Nice finds!  For sure a lobster gauge...

How tall is that Wiley bottle?  His bottles are quite hard to find.  He put out "Wiley's Dartmouth Cologne" as well which are real neat bottles.


----------



## Mikez (Feb 1, 2018)

Awesome stuff. Look forward to your posts. They are even cooler because you are diving in rivers I'm not far from. 

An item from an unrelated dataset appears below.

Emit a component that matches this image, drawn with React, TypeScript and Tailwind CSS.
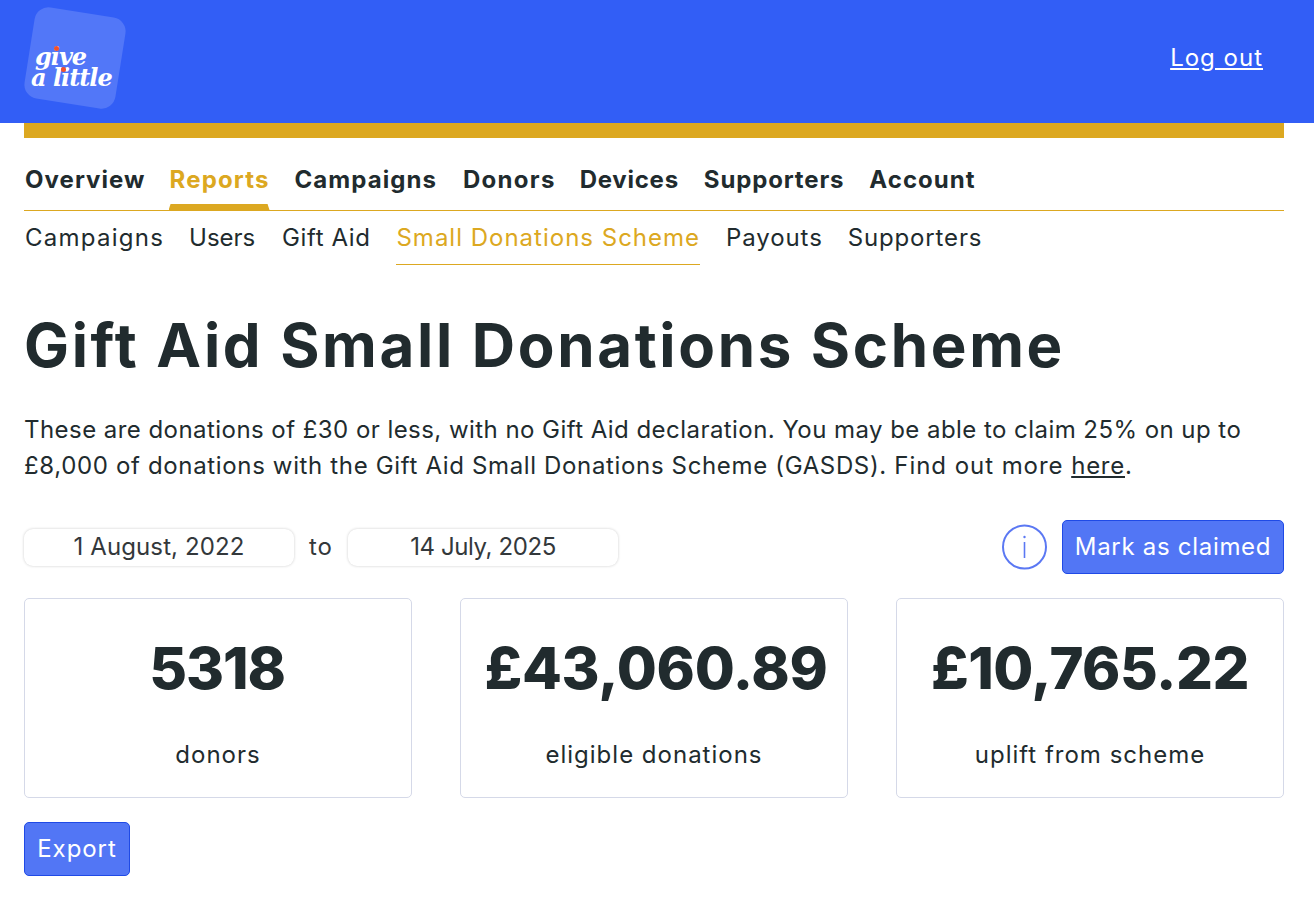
import React from "react";

const main = [
  { t: "Overview", c: "tracking-[1.05px]" },
  { t: "Reports", c: "tracking-[1.15px] -ml-px" },
  { t: "Campaigns", c: "tracking-[1.05px]" },
  { t: "Donors", c: "tracking-[1.3px] ml-px" },
  { t: "Devices", c: "tracking-[0.75px] -ml-px" },
  { t: "Supporters", c: "tracking-[0.85px]" },
  { t: "Account", c: "tracking-[1.05px]" },
];
const sub = [
  { t: "Campaigns", c: "tracking-[1.25px]" },
  { t: "Users", c: "tracking-[-0.05px] -ml-px" },
  { t: "Gift Aid", c: "tracking-[0.6px] ml-px" },
  { t: "Small Donations Scheme", c: "tracking-[1px] text-[#dca821] border-b border-[#dca821]" },
  { t: "Payouts", c: "tracking-[0.9px]" },
  { t: "Supporters", c: "tracking-[0.85px] -ml-px" },
];

function Logo() {
  return (
    <div className="relative w-[104px] h-[104px] ml-[24px] mt-[7px]">
      <div className="absolute left-[5px] top-[5px] w-[92px] h-[92px] rounded-[14px] bg-[#5277f8] rotate-[9deg]" />
      <div className="absolute left-[7px] top-[39px] font-['DejaVu_Serif',serif] italic font-bold text-white text-[24px] leading-[21px] tracking-[-1px] whitespace-nowrap">
        <div className="pl-[4px]">give</div>
        <div>a little</div>
      </div>
      <div className="absolute left-[30px] top-[39px] w-[5px] h-[5px] rounded-full bg-[#f4502a]" />
      <div className="absolute left-[37px] top-[60px] w-[5px] h-[5px] rounded-full bg-[#f4502a]" />
    </div>
  );
}

function Stat({ value, label, vc }: { value: string; label: string; vc: string }) {
  return (
    <div className="h-[200px] border border-[#d5d9e8] rounded-[5px] flex flex-col items-center">
      <div className={"mt-[31px] text-[58px] leading-[76px] font-extrabold text-[#212b2e] whitespace-nowrap " + vc}>{value}</div>
      <div className="mt-[32px] text-[24px] leading-[33px] text-[#212b2e] tracking-[1px]">{label}</div>
    </div>
  );
}

export default function App() {
  return (
    <div className="min-h-[898px] bg-white font-['Inter',sans-serif] text-[#212b2e]">
      <header className="h-[123px] bg-[#325ef6] flex items-start justify-between">
        <Logo />
        <a className="mt-[41px] mr-[51px] text-white underline text-[24px] leading-[34px] tracking-[1px]">Log out</a>
      </header>
      <div className="ml-[24px] mr-[30px]">
        <div className="h-[15px] bg-[#dca821]" />
        <nav className="h-[73px] border-b border-[#dca821] flex gap-[25px] pl-px">
          {main.map((m) => (
            <div key={m.t} className={"relative pt-[25px] text-[24px] leading-[34px] font-bold " + m.c + (m.t === "Reports" ? " text-[#dca821]" : " text-[#212b2e]")}>
              {m.t}
              {m.t === "Reports" && <div className="absolute -left-px right-0 bottom-0 h-[6px] bg-[#dca821] [clip-path:polygon(2px_0,calc(100%-2px)_0,100%_100%,0_100%)]" />}
            </div>
          ))}
        </nav>
        <nav className="h-[54px] flex gap-[26px] pl-px">
          {sub.map((m) => (
            <div key={m.t} className={"pt-[10px] text-[24px] leading-[34px] h-[54px] " + m.c}>
              {m.t}
            </div>
          ))}
        </nav>
        <h1 className="mt-[44px] text-[60px] leading-[72px] font-bold tracking-[2.66px] text-[#212b2e] whitespace-nowrap">Gift Aid Small Donations Scheme</h1>
        <p className="mt-[31px] text-[24px] leading-[36px] text-[#212b2e] whitespace-nowrap">
          <span className="tracking-[0.45px]">These are donations of £30 or less, with no Gift Aid declaration. You may be able to claim 25% on up to</span><br />
          <span className="tracking-[0.65px]">£8,000 of donations with the Gift Aid Small Donations Scheme (GASDS). </span>
          <span className="tracking-[0.95px]">Find out more </span>
          <a className="underline tracking-[0.75px]">here</a>.
        </p>
        <div className="mt-[36px] h-[54px] flex items-center">
          <div className="w-[270px] h-[37px] rounded-[9px] bg-white shadow-[0_0_3px_rgba(0,0,0,0.2)] text-center text-[24px] leading-[36px] tracking-[0.1px] text-[#33383b]">1 August, 2022</div>
          <span className="w-[54px] text-center text-[24px] tracking-[1px] text-[#33383b]">to</span>
          <div className="w-[270px] h-[37px] rounded-[9px] bg-white shadow-[0_0_3px_rgba(0,0,0,0.2)] text-center text-[24px] leading-[36px] tracking-[-0.4px] text-[#33383b]">14 July, 2025</div>
          <svg className="ml-auto mr-[15px]" width="45" height="46" viewBox="0 0 45 46" fill="none">
            <circle cx="22.5" cy="23" r="21.5" stroke="#5b78f3" strokeWidth="2" />
            <path d="M22.5 18V34" stroke="#5b78f3" strokeWidth="1.6" />
            <circle cx="22.5" cy="13" r="1.2" fill="#5b78f3" />
          </svg>
          <button className="h-[54px] w-[222px] rounded-[5px] bg-[#5276f5] border border-[#1f4ae6] text-white text-[24px] tracking-[0.7px]">Mark as claimed</button>
        </div>
        <div className="mt-[24px] grid grid-cols-3 gap-[48px]">
          <Stat value="5318" label="donors" vc="tracking-[-1.1px] -translate-x-px" />
          <Stat value="£43,060.89" label="eligible donations" vc="tracking-[-0.25px] translate-x-[2px]" />
          <Stat value="£10,765.22" label="uplift from scheme" vc="tracking-[-0.5px]" />
        </div>
        <button className="mt-[24px] h-[54px] w-[106px] rounded-[5px] bg-[#5276f5] border border-[#1f4ae6] text-white text-[24px] tracking-[0.95px]">Export</button>
      </div>
    </div>
  );
}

Question; do you ever go back and explore the bank when you find good stuff? Im guessing some bank side dumps must expose themselves on the river bottom.


----------



## coldwater diver (Feb 1, 2018)

Hi NH, thanks for the confirmation on the lobster gauge, The Wiley bottle is 3.7/8". Where are you Mike? this river may have had its dumps and I have found a couple of areas that would seem like a riverside dump was the source. Most of the area Im in was the center of commerce bridges, wharfs, moorings etc. Most of it has been silted over, however a simple addition of a sunken log, boat etc changes the thrust (cant think of the right word) and direction of the water in the currents with every tide and things once silted over reveal themselves. I did find on the same river prior to a dive an 1802 mint large cent just sitting there. Just think Lewis and Clark had not even left yet. You just never know what you will find.


----------



## blobbottlebob (Feb 3, 2018)

Hey Kevin.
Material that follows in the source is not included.